Первый реальный шаг к войне был сделан. Флот отплыл из Тулона 23 марта 1853 г.
Появление французского флота в турецких водах с логической неуклонностью влекло за собой аналогичное действие со стороны Англии. А следующим неизбежным последствием прибытия к берегам Турции соединенной эскадры двух величайших морских держав был провал всех надежд на мирное разрешение русско-турецкого конфликта. Но не сразу еще британский флот двинулся вслед за французским.
Утром 19 марта 1853 г. в Лондоне были получены первые известия о прибытии Меншикова в Константинополь, о его аудиенции у султана, об отставке Фуад-эфенди, а также о том, что временный (впредь до приезда Стрэтфорда) английский представитель в Константинополе полковник Роз предложил адмиралу Дондасу, начальнику британской эскадры в Средиземном море, плыть немедленно в Архипелаг.

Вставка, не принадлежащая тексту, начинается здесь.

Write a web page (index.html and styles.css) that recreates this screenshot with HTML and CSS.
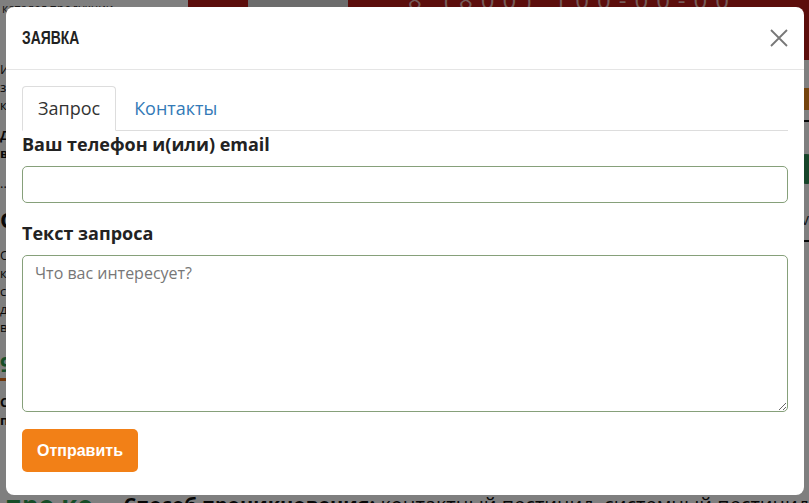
FILE: index.html
```html
<!DOCTYPE html>
<html lang="ru">
<head>
    <meta charset="UTF-8">
    <meta name="viewport" content="width=device-width, initial-scale=1.0">
    <title>Заявка</title>
    <link rel="stylesheet" href="styles.css">
</head>
<body>
    <div class="page">
        <header class="site-header">
            <div class="header-left">каталог продукции</div>
            <div class="header-red">
                <div class="header-photo"></div>
                <div class="header-phone">8 (800) 100-00-00</div>
            </div>
        </header>
        <div class="page-body">
            <aside class="sidebar">
                <p>Инсектицид для защиты зерновых культур</p>
                <p class="bold">Действующее вещество</p>
                <p>...</p>
                <p class="heading">Описание</p>
                <p>Обладает контактным и системным действием против вредителей</p>
                <p class="green">9</p>
                <p class="bold">Способ применения</p>
            </aside>
            <main class="content">
                <div class="row-orange"><span class="badge-orange">В корзину</span></div>
                <div class="row-line"></div>
                <div class="row-green"><span class="dot-green"></span></div>
                <div class="row-text">v</div>
                <div class="row-line"></div>
            </main>
        </div>
        <div class="page-foot">
            <span class="foot-green">про ко</span>
            <span class="foot-text"><b>Способ проникновения:</b> контактный пестицид, системный пестицид</span>
        </div>
    </div>

    <div class="backdrop"></div>

    <div class="modal">
        <div class="modal-header">
            <h4 class="modal-title">ЗАЯВКА</h4>
            <button class="close" type="button" aria-label="Закрыть">
                <svg width="18" height="18" viewBox="0 0 18 18">
                    <path d="M1 1 L17 17 M17 1 L1 17" stroke="#777" stroke-width="1.8" fill="none"/>
                </svg>
            </button>
        </div>
        <div class="modal-body">
            <ul class="tabs">
                <li class="tab active"><a href="#">Запрос</a></li>
                <li class="tab"><a href="#">Контакты</a></li>
            </ul>
            <form class="request-form">
                <div class="form-group">
                    <label for="contact">Ваш телефон и(или) email</label>
                    <input type="text" id="contact" class="form-control">
                </div>
                <div class="form-group">
                    <label for="message">Текст запроса</label>
                    <textarea id="message" class="form-control textarea" placeholder="Что вас интересует?"></textarea>
                </div>
                <button type="button" class="btn-send">Отправить</button>
            </form>
        </div>
    </div>
</body>
</html>
```

FILE: styles.css
```css
* {
    box-sizing: border-box;
}
body {
    margin: 0;
    font-family: "Open Sans", Arial, sans-serif;
    background-color: #ffffff;
    color: #333;
    overflow: hidden;
}

/* page behind the modal */
.page {
    height: 100vh;
    display: flex;
    flex-direction: column;
}
.site-header {
    display: flex;
    height: 60px;
}
.header-left {
    width: 188px;
    font-size: 12px;
    padding: 0 0 0 2px;
}
.header-red {
    flex: 1;
    display: flex;
    background-color: #b81c18;
}
.header-photo {
    width: 100px;
    margin-left: 60px;
    background-color: #d8d8d8;
}
.header-phone {
    color: #e8b8b4;
    font-size: 24px;
    line-height: 0;
    margin-left: 60px;
    letter-spacing: 8px;
}
.page-body {
    flex: 1;
    display: flex;
    overflow: hidden;
}
.sidebar {
    width: 120px;
    font-size: 13px;
    color: #111;
}
.sidebar p {
    margin: 0 0 12px;
}
.sidebar .bold {
    font-weight: bold;
}
.sidebar .heading {
    font-size: 22px;
    font-weight: bold;
}
.sidebar .green {
    color: #2d9b4f;
    font-size: 22px;
    font-weight: bold;
    border-bottom: 3px solid #e0701a;
}
.content {
    flex: 1;
    padding-top: 28px;
}
.row-orange {
    display: flex;
    justify-content: flex-end;
}
.badge-orange {
    background-color: #e8861a;
    color: #fff;
    padding: 2px 8px;
    font-size: 13px;
    line-height: 18px;
}
.row-line {
    height: 2px;
    background-color: #111;
    margin: 10px 0;
}
.row-green {
    display: flex;
    justify-content: flex-end;
    margin-top: 32px;
}
.dot-green {
    width: 30px;
    height: 30px;
    border-radius: 15px;
    background-color: #2e8a55;
    margin-right: -12px;
}
.row-text {
    text-align: right;
    font-size: 16px;
    margin-top: 24px;
}
.page-foot {
    height: 20px;
    display: flex;
    gap: 30px;
    padding-left: 5px;
    white-space: nowrap;
}
.foot-green {
    color: #2d9b4f;
    font-size: 26px;
    font-weight: bold;
    line-height: 44px;
}
.foot-text {
    color: #111;
    font-size: 20px;
    line-height: 44px;
}

/* modal */
.backdrop {
    position: fixed;
    inset: 0;
    background-color: rgba(0, 0, 0, 0.5);
}
.modal {
    position: fixed;
    left: 6px;
    top: 7px;
    width: 798px;
    background-color: #ffffff;
    border-radius: 8px;
}
.modal-header {
    height: 63px;
    display: flex;
    align-items: center;
    justify-content: space-between;
    padding: 0 16px;
    border-bottom: 1px solid #e5e5e5;
}
.modal-title {
    display: inline-block;
    margin: 0;
    font-family: "Liberation Sans", Arial, sans-serif;
    font-size: 19px;
    font-weight: bold;
    color: #222;
    transform: scaleX(0.73);
    transform-origin: left center;
}
.close {
    border: none;
    background: none;
    padding: 0;
    width: 18px;
    height: 18px;
    cursor: pointer;
}
.close svg {
    display: block;
}
.modal-body {
    padding: 16px 16px 23px;
}
.tabs {
    list-style: none;
    margin: 0;
    padding: 0;
    display: flex;
    border-bottom: 1px solid #dddddd;
}
.tab {
    margin-bottom: -1px;
    margin-right: 2px;
}
.tab a {
    display: block;
    padding: 10px 15px;
    font-size: 18px;
    line-height: 23px;
    color: #337ab7;
    text-decoration: none;
    border: 1px solid transparent;
    border-radius: 4px 4px 0 0;
}
.tab.active a {
    color: #333;
    border-color: #dddddd;
    border-bottom-color: #ffffff;
}
.form-group {
    margin-bottom: 17px;
}
.form-group label {
    display: block;
    font-size: 18px;
    font-weight: bold;
    line-height: 27px;
    margin-bottom: 8px;
    color: #222;
}
.form-control {
    display: block;
    width: 100%;
    height: 37px;
    border: 1px solid #86a07a;
    border-radius: 5px;
    padding: 6px 12px;
    font-family: "Open Sans", Arial, sans-serif;
    font-size: 16px;
}
.textarea {
    height: 157px;
    resize: vertical;
}
.textarea::placeholder {
    color: #777;
}
.btn-send {
    display: block;
    height: 43px;
    padding: 0 15px;
    border: none;
    border-radius: 5px;
    background-color: #f28017;
    color: #ffffff;
    font-family: "Liberation Sans", Arial, sans-serif;
    font-size: 16px;
    font-weight: bold;
    cursor: pointer;
}
```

Вечером того же дня состоялась встреча Бруннова и министра иностранных дел лорда Кларендона. «Хорошие дела вы наделали в Константинополе!» — начал Кларендон. — «Какие дела?» — «Вы низвергли турецкое правительство!» — «Не правительство, но одного министра, да!» Таков был дебют. Бруннов в дальнейшей беседе старался объяснить удаление Фуад-эфенди именно желанием Меншикова избавить султана от человека, который мог своими действиями поссорить Абдул-Меджида с Николаем. Из дальнейшего разговора выяснилось, что хотя на этот раз английская эскадра и не приблизится к Архипелагу, но что Кларендон полагает, что в будущем это может при известных условиях произойти[140].

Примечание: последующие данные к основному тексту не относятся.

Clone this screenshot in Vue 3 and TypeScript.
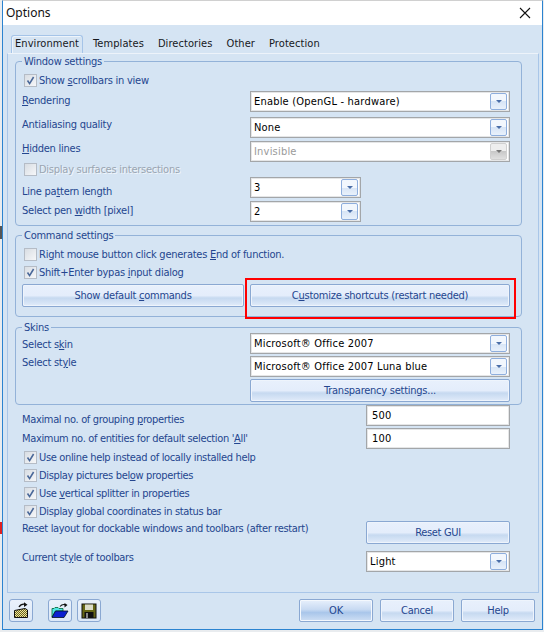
<template>
  <div class="window">
    <div class="titlebar">
      <span class="title">Options</span>
      <svg class="close" width="12" height="12" viewBox="0 0 12 12"><path d="M1 1 L11 11 M11 1 L1 11" stroke="#111" stroke-width="1.1" fill="none" /></svg>
    </div>

    <div class="client">
      <div class="tabs">
        <div class="tab active">Environment</div>
        <div class="tab">Templates</div>
        <div class="tab">Directories</div>
        <div class="tab">Other</div>
        <div class="tab">Protection</div>
      </div>

      <div class="panel">
        <section class="group g-window">
          <span class="legend">Window settings</span>
          <div class="chk-row h17">
            <span class="chk on"><svg width="11" height="11" viewBox="0 0 11 11"><path d="M2.5 5.5 L4.6 8.6 L8.6 2" /></svg></span>
            <span>Show <u>s</u>crollbars in view</span>
          </div>
          <div class="row h26">
            <span class="lbl m3"><u>R</u>endering</span>
            <div class="combo wide"><span>Enable (OpenGL - hardware)</span><i class="drop"></i></div>
          </div>
          <div class="row h24">
            <span class="lbl m1">Antialiasing quality</span>
            <div class="combo wide"><span>None</span><i class="drop"></i></div>
          </div>
          <div class="row h22">
            <span class="lbl m1"><u>H</u>idden lines</span>
            <div class="combo wide off"><span>Invisible</span><i class="drop"></i></div>
          </div>
          <div class="chk-row h14 disabled">
            <span class="chk"></span>
            <span>Display surfaces intersections</span>
          </div>
          <div class="row h24">
            <span class="lbl m8">Line pa<u>t</u>tern length</span>
            <div class="combo short"><span>3</span><i class="drop"></i></div>
          </div>
          <div class="row h21">
            <span class="lbl m3">Select pen <u>w</u>idth [pixel]</span>
            <div class="combo short"><span>2</span><i class="drop"></i></div>
          </div>
        </section>

        <section class="group g-command">
          <span class="legend">Command settings</span>
          <div class="chk-row h18">
            <span class="chk"></span>
            <span>Right mouse button click generates <u>E</u>nd of function.</span>
          </div>
          <div class="chk-row h18">
            <span class="chk on"><svg width="11" height="11" viewBox="0 0 11 11"><path d="M2.5 5.5 L4.6 8.6 L8.6 2" /></svg></span>
            <span>Shift+Enter bypas <u>i</u>nput dialog</span>
          </div>
          <div class="btn-row">
            <button class="btn b-default" type="button">Show default <u>c</u>ommands</button>
            <button class="btn b-custom" type="button">C<u>u</u>stomize shortcuts (restart needed)</button>
          </div>
        </section>

        <section class="group g-skins">
          <span class="legend">Skins</span>
          <div class="row h23">
            <span class="lbl m5">Select s<u>k</u>in</span>
            <div class="combo wide"><span>Microsoft® Office 2007</span><i class="drop"></i></div>
          </div>
          <div class="row h23">
            <span class="lbl">Select st<u>y</u>le</span>
            <div class="combo wide"><span>Microsoft® Office 2007 Luna blue</span><i class="drop"></i></div>
          </div>
          <div class="row">
            <span class="lbl"></span>
            <button class="btn b-wide" type="button">Transparency settings...</button>
          </div>
        </section>

        <div class="rest">
          <div class="row h23">
            <span class="lbl m8">Maximal no. of grouping <u>p</u>roperties</span>
            <div class="field"><span>500</span></div>
          </div>
          <div class="row h23">
            <span class="lbl m4">Maximum no. of entities for default selection '<u>A</u>ll'</span>
            <div class="field"><span>100</span></div>
          </div>
          <div v-for="c in checks" :key="c.pre" class="chk-row check-line">
            <span class="chk on"><svg width="11" height="11" viewBox="0 0 11 11"><path d="M2.5 5.5 L4.6 8.6 L8.6 2" /></svg></span>
            <span>{{ c.pre }}<u>{{ c.key }}</u>{{ c.post }}</span>
          </div>
          <div class="row h30">
            <span class="lbl m1">Reset layout for dockable windows and toolbars (after restart)</span>
            <button class="btn b-reset" type="button">Reset GUI</button>
          </div>
          <div class="row">
            <span class="lbl">Current st<u>y</u>le of toolbars</span>
            <div class="combo narrow"><span>Light</span><i class="drop"></i></div>
          </div>
        </div>
      </div>

      <div class="footer">
        <button class="icon-btn" type="button" aria-label="Send">
          <svg width="16" height="17" viewBox="0 0 16 17">
            <defs><pattern id="chk" width="2" height="2" patternUnits="userSpaceOnUse"><rect width="2" height="2" fill="#efe7a0" /><rect width="1" height="1" fill="#6a6420" /><rect x="1" y="1" width="1" height="1" fill="#6a6420" /></pattern></defs>
            <path d="M1.5 8.5 L12 6.5 L14.5 8 V15.5 H1.5 Z" fill="url(#chk)" stroke="#111" />
            <path d="M6 5 Q8 1.5 12 2.2" fill="none" stroke="#111" stroke-width="1.3" />
            <path d="M11 0.2 L14.5 2.8 L11 5 Z" fill="#111" />
          </svg>
        </button>
        <button class="icon-btn second" type="button" aria-label="Open">
          <svg width="18" height="16" viewBox="0 0 18 16">
            <path d="M1 14 V5.5 H3 L4 4.5 H7 L8 5.5 H12 V8 H4.5 L1 14 Z" fill="#4fe4e4" stroke="#063" stroke-width=".8" />
            <path d="M1 14.5 L4.5 8 H17 L13 14.5 Z" fill="#0a1fd0" stroke="#012" stroke-width=".8" />
            <path d="M9 3.5 Q11 1 14 1.6" fill="none" stroke="#111" stroke-width="1.1" />
            <path d="M13.5 0 L16.5 2 L13.5 4.5 Z" fill="#111" />
          </svg>
        </button>
        <button class="icon-btn" type="button" aria-label="Save">
          <svg width="16" height="16" viewBox="0 0 16 16">
            <rect x="1" y="1" width="14" height="14" fill="#666616" stroke="#111" />
            <rect x="4" y="1.5" width="8" height="5.5" fill="#dcdcc8" />
            <rect x="3.5" y="9" width="9" height="6" fill="#111" />
            <rect x="5" y="10" width="2" height="5" fill="#8a8a8a" />
          </svg>
        </button>
        <div class="spacer"></div>
        <button class="btn dlg primary" type="button">OK</button>
        <button class="btn dlg" type="button">Cancel</button>
        <button class="btn dlg" type="button">Help</button>
      </div>
    </div>
    <div class="highlight"></div>
    <i class="edge-mark dark"></i>
    <i class="edge-mark red"></i>
  </div>
</template>

<script setup lang="ts">
type Check = { pre: string; key: string; post: string };

const checks: Check[] = [
  { pre: 'Use online help instead of locally installed help', key: '', post: '' },
  { pre: 'Display pictures bel', key: 'o', post: 'w properties' },
  { pre: 'Use ', key: 'v', post: 'ertical splitter in properties' },
  { pre: 'Display ', key: 'g', post: 'lobal coordinates in status bar' },
];
</script>

<style>
html, body { margin: 0; background: #e9ecef; }
</style>

<style scoped>
.window {
  position: relative;
  box-sizing: border-box;
  width: 541px;
  height: 630px;
  margin-left: 2px;
  border: 1px solid #2b83d0;
  border-top-color: #d0d0d0;
  display: flex;
  flex-direction: column;
  font-family: "DejaVu Sans", sans-serif;
  font-stretch: condensed;
  font-size: 11px;
  line-height: 14px;
  letter-spacing: -.25px;
  color: #24468f;
}
u { text-underline-offset: 1px; }

.titlebar {
  height: 24px;
  flex: none;
  background: #fff;
  display: flex;
  align-items: center;
  justify-content: space-between;
  padding: 0 11px 0 3px;
}
.title { font-family: "Noto Sans", sans-serif; font-stretch: normal; font-size: 12px; letter-spacing: 0; color: #111; }

.client {
  flex: 1;
  background: #d5e4f3;
  display: flex;
  flex-direction: column;
  padding: 0 3px 0 4px;
}

.tabs {
  display: flex;
  height: 18px;
  margin-top: 10px;
  padding-left: 4px;
  flex: none;
}
.tab {
  padding: 2px 7px 0;
  color: #16181c;
  letter-spacing: .08px;
  white-space: nowrap;
}
.tab.active {
  border: 1px solid #a5c4e8;
  border-bottom: none;
  border-radius: 3px 3px 0 0;
  padding: 1px 3px 0;
  background: #d5e4f3;
  margin-right: 3px;
  box-shadow: inset 1px 1px 0 #edf4fb;
}

.panel {
  flex: none;
  height: 540px;
  box-sizing: border-box;
  border: 1px solid #a9c6e8;
  border-top-color: #edf3fa;
  padding: 7px 16px 0 7px;
  display: flex;
  flex-direction: column;
}

.group {
  position: relative;
  box-sizing: border-box;
  border: 1px solid #93b2d8;
  border-radius: 4px;
  padding: 0 10px 0 6px;
}
.g-window { height: 165px; padding-top: 12px; }
.g-command { height: 82px; margin-top: 9px; padding-top: 12px; }
.g-skins { height: 78px; margin-top: 10px; padding-top: 5px; }

.legend {
  position: absolute;
  top: -7px;
  left: 6px;
  padding: 0 2px;
  background: #d5e4f3;
}

.row { display: flex; align-items: flex-start; }
.h21 { height: 21px; }
.h22 { height: 22px; }
.h23 { height: 23px; }
.h24 { height: 24px; }
.h26 { height: 26px; }
.h30 { height: 30px; }
.h14 { height: 14px; }
.h17 { height: 17px; }
.h18 { height: 18px; }
.check-line { height: 18px; }
.check-line:nth-last-child(3) { height: 16px; }

.lbl { white-space: nowrap; width: 228px; flex: none; }
.rest .lbl { width: 344px; }
.m1 { margin-top: 1px; }
.m3 { margin-top: 3px; }
.m4 { margin-top: 4px; }
.m5 { margin-top: 5px; }
.m8 { margin-top: 8px; }

.chk-row {
  display: flex;
  align-items: flex-start;
  gap: 2px;
  padding-left: 2px;
  white-space: nowrap;
}
.chk {
  box-sizing: border-box;
  width: 13px;
  height: 13px;
  flex: none;
  border: 1px solid #b5bcc6;
  background: linear-gradient(135deg, #d8dde3, #f6f7f9);
  display: flex;
  align-items: center;
  justify-content: center;
}
.chk svg path { fill: none; stroke: #4a6899; stroke-width: 1.6; }
.disabled { color: #9aa5b2; text-shadow: 1px 1px 0 #f0f5fa; }

.combo, .field {
  box-sizing: border-box;
  height: 21px;
  border: 1px solid #a3a6a9;
  box-shadow: inset 0 0 0 1px rgba(168, 171, 174, .3);
  background: #fff;
  color: #000;
  display: flex;
  align-items: center;
  justify-content: space-between;
  padding: 0 2px 0 3px;
  letter-spacing: .2px;
  flex: none;
}
.wide { width: 260px; }
.short { width: 111px; }
.narrow { width: 144px; }
.field { width: 144px; padding-left: 5px; }
.combo.off { color: #9a9a9a; }

.drop {
  box-sizing: border-box;
  width: 17px;
  height: 17px;
  border: 1px solid #8eaedd;
  border-radius: 2px;
  background: linear-gradient(#f2f7fd 50%, #d7e5f6 50%, #e9f1fb);
  display: flex;
  align-items: center;
  justify-content: center;
}
.drop::before {
  content: "";
  border-left: 3px solid transparent;
  border-right: 3px solid transparent;
  border-top: 3px solid #4a6ea8;
}
.off .drop { border-color: #d0d0d0; background: linear-gradient(#eeeeee 50%, #c8c8c8 50%, #e0e0e0); }
.off .drop::before { border-top-color: #777; }

.btn {
  box-sizing: border-box;
  height: 23px;
  padding: 0;
  border: 1px solid #8aa8d2;
  border-radius: 2px;
  background: linear-gradient(#e8f0fc 0, #e4edfb 50%, #c6d9f0 62%, #d6e4f6 85%, #e2ecf9 100%);
  box-shadow: inset 0 0 0 1px #eef4fc;
  color: #24468f;
  font: inherit;
  letter-spacing: inherit;
  flex: none;
  white-space: nowrap;
}
.btn-row { display: flex; gap: 6px; }
.b-default { width: 222px; }
.b-custom { width: 260px; }
.b-wide { width: 260px; }
.b-reset { width: 144px; }

.rest {
  padding: 0 10px 0 7px;
  display: flex;
  flex-direction: column;
  letter-spacing: -.34px;
}

.footer {
  display: flex;
  margin-top: 6px;
  padding-left: 2px;
  align-items: flex-start;
}
.icon-btn {
  box-sizing: border-box;
  width: 24px;
  height: 23px;
  padding: 0;
  margin-right: 5px;
  border: 1px solid #8aa8d2;
  border-radius: 3px;
  background: linear-gradient(#eaf1fb, #dce8f7);
  display: flex;
  align-items: center;
  justify-content: center;
}
.icon-btn.second { margin-left: 10px; }
.spacer { flex: 1; }
.dlg { width: 74px; margin-left: 7px; }
.dlg.primary {
  background: linear-gradient(#e8f0fc 0, #c8daf2 45%, #a9c6ea 60%, #cfdff4 100%);
  box-shadow: inset 0 0 0 1px #f4f8fd;
}
.footer .btn:last-child { margin-right: 4px; }

.highlight {
  position: absolute;
  left: 242px;
  top: 277px;
  width: 271px;
  height: 41px;
  box-sizing: border-box;
  border: 2px solid #f00;
}

.edge-mark { position: absolute; left: -3px; width: 2px; }
.edge-mark.dark { top: 225px; height: 13px; background: #555; }
.edge-mark.red { top: 521px; height: 12px; background: #e02020; }
</style>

Спустя четыре дня в Лондоне были получены известия о решении Наполеона III послать французскую эскадру из Тулона в Архипелаг (в Саламинскую бухту), и в долгой беседе Эбердина с Брунновым выяснилось окончательно, что британский кабинет не только одобрил поведение адмирала Дондаса, отказавшегося повести эскадру из Мальты в Архипелаг, но в ближайшем будущем не намерен еще посылать эскадру. Лорд Кларендон, однако, прибавил несколько многозначительных «извинений» по поводу излишней поспешности действий полковника Роза, пожелавшего призвать эскадру: слишком уж шумное и торжественное прибытие Меншикова, удаление Фуада и т. п. — все это могло взволновать английского представителя…
Бруннов во всем этом усмотрел благорасположение Англии к Николаю, и, наслушавшись новых ласковых слов со стороны Эбердина, он поспешил послать донесение, самое фантастическое и способное сбить с толку дипломата даже более проницательного и опытного, чем дилетант Меншиков. Бруннов поверил всему, что ему рассказывали, даже нелепому «предположению», что французская эскадра по дороге сконфузится и не дойдет до Архипелага. Этот документ так характерен, что я приведу копию рукописи целиком.

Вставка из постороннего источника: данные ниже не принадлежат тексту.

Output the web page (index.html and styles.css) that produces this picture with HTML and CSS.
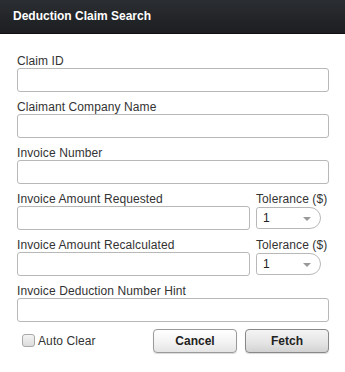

«До получения сего отношения, ваша светлость, конечно, изволили узнать непосредственно из Мальты об отказе адмирала Дундаса (sic! — Е. Т.), объявленном им поверенному в делах полковнику Розе в ответ на требование его касательно отправления английского флота в Архипелаг. Благоразумное расположение адмирала Дундаса вполне одобрено великобританским правительством, и вчера, с нарочным курьером, предписано ему, чтобы он ни под каким видом не направлялся к Востоку, невзирая на движение французской эскадры, вышедшей из Тулона. По зрелому обсуждению возникших доселе обстоятельств великобританский кабинет решил воздержаться от всякого участия в предполагаемых действиях французского правительства, в надежде, что сие последнее, оставленное таким образом в положении совершенно отдельном от Англии, не приступит единосторонне к решительным мерам. Напротив… должно предполагать, что Тулонская эскадра остановится на пути. Сегодня предписывается английскому послу в Париже употребить все возможное старание, дабы склонить французское правительство к умеренности, присовокупляя к тому, что великобританское министерство остается в полной уверенности в мирных намерениях государя императора. В таковом убеждении лондонский кабинет надеется на успешное окончание переговоров вашей светлости с Оттоманской Портой. Я уже имел честь донести вам, милостивый государь, что последние инструкции, данные английскому поверенному в делах, составлены были в сем смысле. Остается мне присовокупить, что поспешность полковника Роза, обнаруженная до получения оных инструкций, равно как неосновательное опасение, побудившее его призвать эскадру, отнюдь не заслужили одобрения великобританского министерства. С совершенным и пр.»[141].